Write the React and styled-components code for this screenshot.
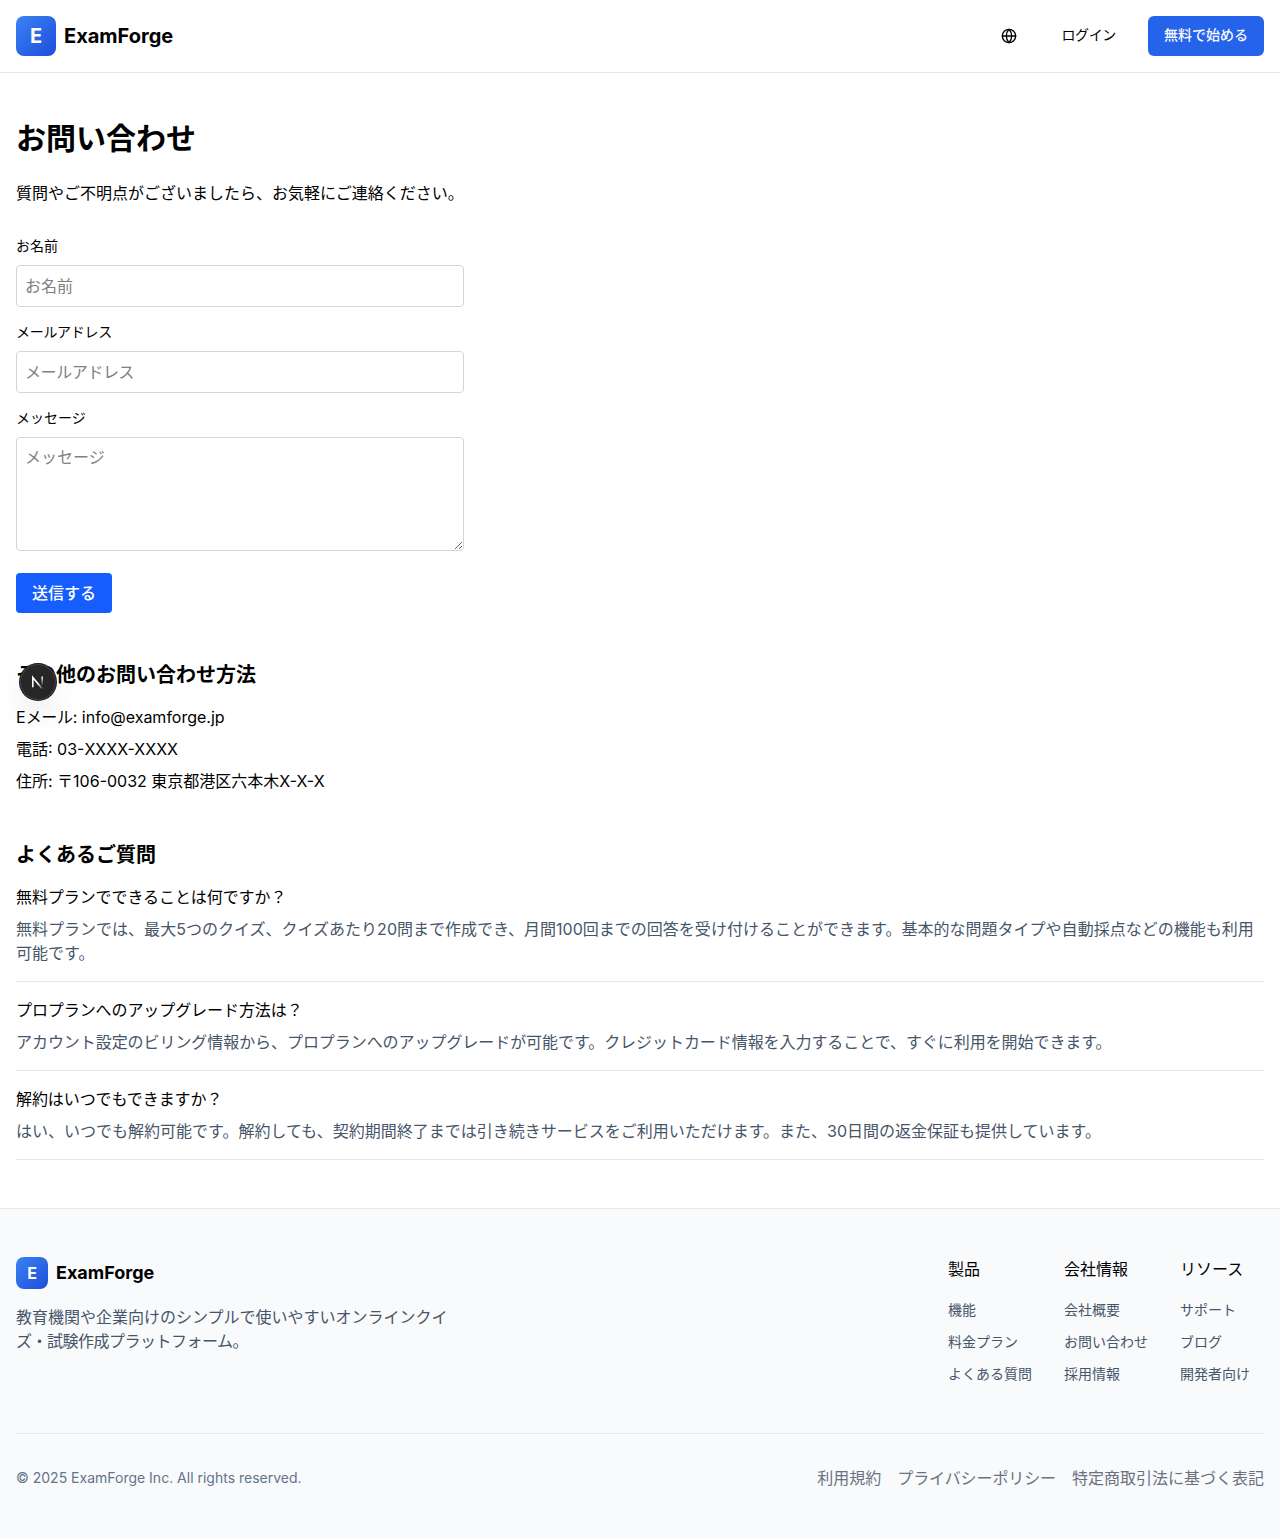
import React from 'react';
import styled, { createGlobalStyle, css } from 'styled-components';
import { Globe } from 'lucide-react';

const GlobalStyle = createGlobalStyle`
  *, *::before, *::after { box-sizing: border-box; }
  body {
    margin: 0;
    background: #fff;
    color: #000;
    font-family: Inter, "Noto Sans CJK JP", sans-serif;
    font-size: 16px;
    line-height: 24px;
    -webkit-font-smoothing: antialiased;
  }
  h1, h2, h3, p, ul { margin: 0; padding: 0; }
  ul { list-style: none; }
  a { color: inherit; text-decoration: none; }
  button, input, textarea { font: inherit; letter-spacing: inherit; }
`;

const Tracked = styled.span`
  letter-spacing: ${(p) => p.$track || 0}px;
`;

const Header = styled.header`
  display: flex;
  align-items: center;
  justify-content: space-between;
  height: 73px;
  padding: 0 16px;
  border-bottom: 1px solid #e2e8f0;
`;

const Brand = styled.div`
  display: flex;
  align-items: center;
  gap: 8px;
  font-weight: 700;
  font-size: ${(p) => (p.$small ? 18 : 20)}px;
  line-height: 28px;
`;

const BrandMark = styled.div`
  display: flex;
  align-items: center;
  justify-content: center;
  width: ${(p) => (p.$small ? 32 : 40)}px;
  height: ${(p) => (p.$small ? 32 : 40)}px;
  border-radius: 8px;
  background: linear-gradient(to bottom right, #3b82f6, #1d4ed8);
  color: #fff;
  font-size: ${(p) => (p.$small ? 16 : 20)}px;
`;

const Actions = styled.div`
  display: flex;
  align-items: center;
  gap: 16px;
`;

const HeaderButton = styled.button`
  display: inline-flex;
  align-items: center;
  justify-content: center;
  height: 40px;
  padding: 0 16px 2px;
  border: 0;
  border-radius: 6px;
  background: transparent;
  color: #000;
  font-size: 14px;
  line-height: 20px;
  font-weight: 400;
  white-space: nowrap;
  ${(p) => p.$icon && css`width: 40px; padding: 0;`}
  ${(p) => p.$primary && css`background: #2563eb; color: #f8fafc; font-weight: 500;`}
`;

const Main = styled.main`
  padding: 48px 16px;
`;

const Title = styled.h1`
  font-size: 30px;
  line-height: 34px;
  font-weight: 700;
  margin-bottom: 26px;
`;

const Form = styled.form`
  display: flex;
  flex-direction: column;
  align-items: flex-start;
  gap: 16px;
  width: 448px;
  margin-top: 32px;
`;

const Field = styled.div`
  width: 100%;
  padding-bottom: ${(p) => p.$tail || 0}px;
`;

const Label = styled.label`
  display: block;
  margin-bottom: 10px;
  font-size: 14px;
  line-height: 18px;
  letter-spacing: ${(p) => p.$track || 0}px;
`;

const control = css`
  display: block;
  width: 100%;
  padding: 8px;
  border: 1px solid #d1d5dc;
  border-radius: 4px;
  background: transparent;
  &::placeholder { color: #808080; opacity: 1; }
`;

const Input = styled.input`
  ${control}
  height: 42px;
  letter-spacing: ${(p) => p.$track || 0}px;
`;

const TextArea = styled.textarea`
  ${control}
  height: 114px;
  padding-top: 7px;
  resize: vertical;
`;

const Submit = styled.button`
  height: 40px;
  padding: 0 16px;
  border: 0;
  border-radius: 4px;
  background: #155dfc;
  color: #fff;
  font-weight: 500;
`;

const Section = styled.section`
  margin-top: 48px;
`;

const SectionTitle = styled.h2`
  margin-bottom: 16px;
  font-size: 20px;
  line-height: 28px;
  font-weight: 600;
`;

const Stack = styled.div`
  display: flex;
  flex-direction: column;
  gap: ${(p) => p.$gap}px;
`;

const Faq = styled.div`
  padding-bottom: 16px;
  border-bottom: 1px solid #e2e8f0;
`;

const Question = styled.h3`
  margin-bottom: 8px;
  font-size: 16px;
  font-weight: 400;
  letter-spacing: -0.08px;
`;

const Answer = styled.p`
  color: #475569;
  letter-spacing: ${(p) => p.$track || 0}px;
`;

const DevBadge = styled.div`
  position: fixed;
  left: 20px;
  top: 664px;
  display: flex;
  align-items: center;
  justify-content: center;
  width: 36px;
  height: 36px;
  border-radius: 50%;
  background: #262626;
  box-shadow: 0 0 0 1px #171717, inset 0 0 0 1px hsla(0, 0%, 100%, 0.14),
    0 16px 32px -8px rgba(0, 0, 0, 0.24);
`;

const Footer = styled.footer`
  padding: 48px 16px;
  border-top: 1px solid #e2e8f0;
  background: #f8fafc;
`;

const FooterTop = styled.div`
  display: flex;
  justify-content: space-between;
  padding-bottom: 48px;
`;

const FooterIntro = styled.div`
  width: 448px;
`;

const Tagline = styled.p`
  margin-top: 16px;
  color: #475569;
`;

const TaglineRow = styled.span`
  display: block;
  white-space: nowrap;
  letter-spacing: ${(p) => p.$track || 0}px;
`;

const Columns = styled.div`
  display: grid;
  grid-template-columns: repeat(3, 84px);
  column-gap: 32px;
`;

const ColumnTitle = styled.h3`
  margin-bottom: 16px;
  font-size: 16px;
  font-weight: 400;
  white-space: nowrap;
`;

const LinkList = styled.ul`
  display: flex;
  flex-direction: column;
  gap: 8px;
  color: #475569;
`;

const LinkItem = styled.li`
  height: 24px;
`;

const FooterLink = styled.a`
  font-size: 14px;
  line-height: 20px;
  white-space: nowrap;
`;

const FooterBottom = styled.div`
  display: flex;
  align-items: center;
  justify-content: space-between;
  padding-top: 32px;
  border-top: 1px solid #e5e7eb;
  color: #64748b;
`;

const Copyright = styled.p`
  font-size: 14px;
`;

const Legal = styled.nav`
  display: flex;
  gap: 16px;
  color: #6a7282;
`;

const faqs = [
  {
    q: '無料プランでできることは何ですか？',
    a: '無料プランでは、最大5つのクイズ、クイズあたり20問まで作成でき、月間100回までの回答を受け付けることができます。基本的な問題タイプや自動採点などの機能も利用可能です。',
    track: 0.015,
  },
  {
    q: 'プロプランへのアップグレード方法は？',
    a: 'アカウント設定のビリング情報から、プロプランへのアップグレードが可能です。クレジットカード情報を入力することで、すぐに利用を開始できます。',
    track: -0.06,
  },
  {
    q: '解約はいつでもできますか？',
    a: 'はい、いつでも解約可能です。解約しても、契約期間終了までは引き続きサービスをご利用いただけます。また、30日間の返金保証も提供しています。',
    track: 0,
  },
];

const columns = [
  { title: '製品', links: ['機能', '料金プラン', 'よくある質問'] },
  { title: '会社情報', links: ['会社概要', 'お問い合わせ', '採用情報'] },
  { title: 'リソース', links: ['サポート', 'ブログ', '開発者向け'] },
];

const NextMark = () => (
  <svg width="14" height="14" viewBox="0 0 14 14" fill="none">
    <defs>
      <linearGradient id="diagonal" x1="8" y1="8" x2="12.5" y2="14" gradientUnits="userSpaceOnUse">
        <stop stopColor="#fff" />
        <stop offset="1" stopColor="#fff" stopOpacity="0" />
      </linearGradient>
      <linearGradient id="stem" x1="11" y1="1.5" x2="11" y2="10.5" gradientUnits="userSpaceOnUse">
        <stop stopColor="#fff" />
        <stop offset="1" stopColor="#fff" stopOpacity="0" />
      </linearGradient>
    </defs>
    <path d="M1.8 12.2V2.4L11.4 14" stroke="url(#diagonal)" strokeWidth="1.6" />
    <path d="M11.2 1.6V11" stroke="url(#stem)" strokeWidth="1.6" />
  </svg>
);

export default function App() {
  return (
    <>
      <GlobalStyle />
      <Header>
        <Brand>
          <BrandMark>E</BrandMark>
          ExamForge
        </Brand>
        <Actions>
          <HeaderButton $icon aria-label="言語"><Globe size={16} /></HeaderButton>
          <HeaderButton><Tracked $track={-0.35}>ログイン</Tracked></HeaderButton>
          <HeaderButton $primary>無料で始める</HeaderButton>
        </Actions>
      </Header>
      <Main>
        <Title>お問い合わせ</Title>
        <p>質問やご不明点がございましたら、お気軽にご連絡ください。</p>
        <Form>
          <Field>
            <Label>お名前</Label>
            <Input placeholder="お名前" />
          </Field>
          <Field>
            <Label $track={-0.3}>メールアドレス</Label>
            <Input $track={-0.4} placeholder="メールアドレス" />
          </Field>
          <Field $tail={6}>
            <Label>メッセージ</Label>
            <TextArea placeholder="メッセージ" />
          </Field>
          <Submit type="button">送信する</Submit>
        </Form>
        <Section>
          <SectionTitle>その他のお問い合わせ方法</SectionTitle>
          <Stack $gap={8}>
            <p>E<Tracked $track={-0.3}>メール</Tracked>: info@examforge.jp</p>
            <p>電話: 03-XXXX-XXXX</p>
            <p>住所: 〒106-0032 東京都港区六本木X-X-X</p>
          </Stack>
        </Section>
        <Section>
          <SectionTitle>よくあるご質問</SectionTitle>
          <Stack $gap={16}>
            {faqs.map((f) => (
              <Faq key={f.q}>
                <Question>{f.q}</Question>
                <Answer $track={f.track}>{f.a}</Answer>
              </Faq>
            ))}
          </Stack>
        </Section>
      </Main>
      <Footer>
        <FooterTop>
          <FooterIntro>
            <Brand $small>
              <BrandMark $small>E</BrandMark>
              ExamForge
            </Brand>
            <Tagline>
              <TaglineRow>教育機関や企業向けのシンプルで使いやすいオンラインクイ</TaglineRow>
              <TaglineRow $track={-0.5}>ズ・試験作成プラットフォーム。</TaglineRow>
            </Tagline>
          </FooterIntro>
          <Columns>
            {columns.map((c) => (
              <div key={c.title}>
                <ColumnTitle>{c.title}</ColumnTitle>
                <LinkList>
                  {c.links.map((l) => (
                    <LinkItem key={l}><FooterLink href="#">{l}</FooterLink></LinkItem>
                  ))}
                </LinkList>
              </div>
            ))}
          </Columns>
        </FooterTop>
        <FooterBottom>
          <Copyright>© 2025 ExamForge Inc. All rights reserved.</Copyright>
          <Legal>
            <a href="#">利用規約</a>
            <a href="#"><Tracked $track={-0.1}>プライバシーポリシー</Tracked></a>
            <a href="#">特定商取引法に基づく表記</a>
          </Legal>
        </FooterBottom>
      </Footer>
      <DevBadge><NextMark /></DevBadge>
    </>
  );
}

┄┄┄┄┄┄┄┄┄┄┄┄┄┄┄┄┄┄┄┄

Exercise goal:
Determine the number of lines in the data that contain "components" as a word or string, and state only that number.

Complete answer:
2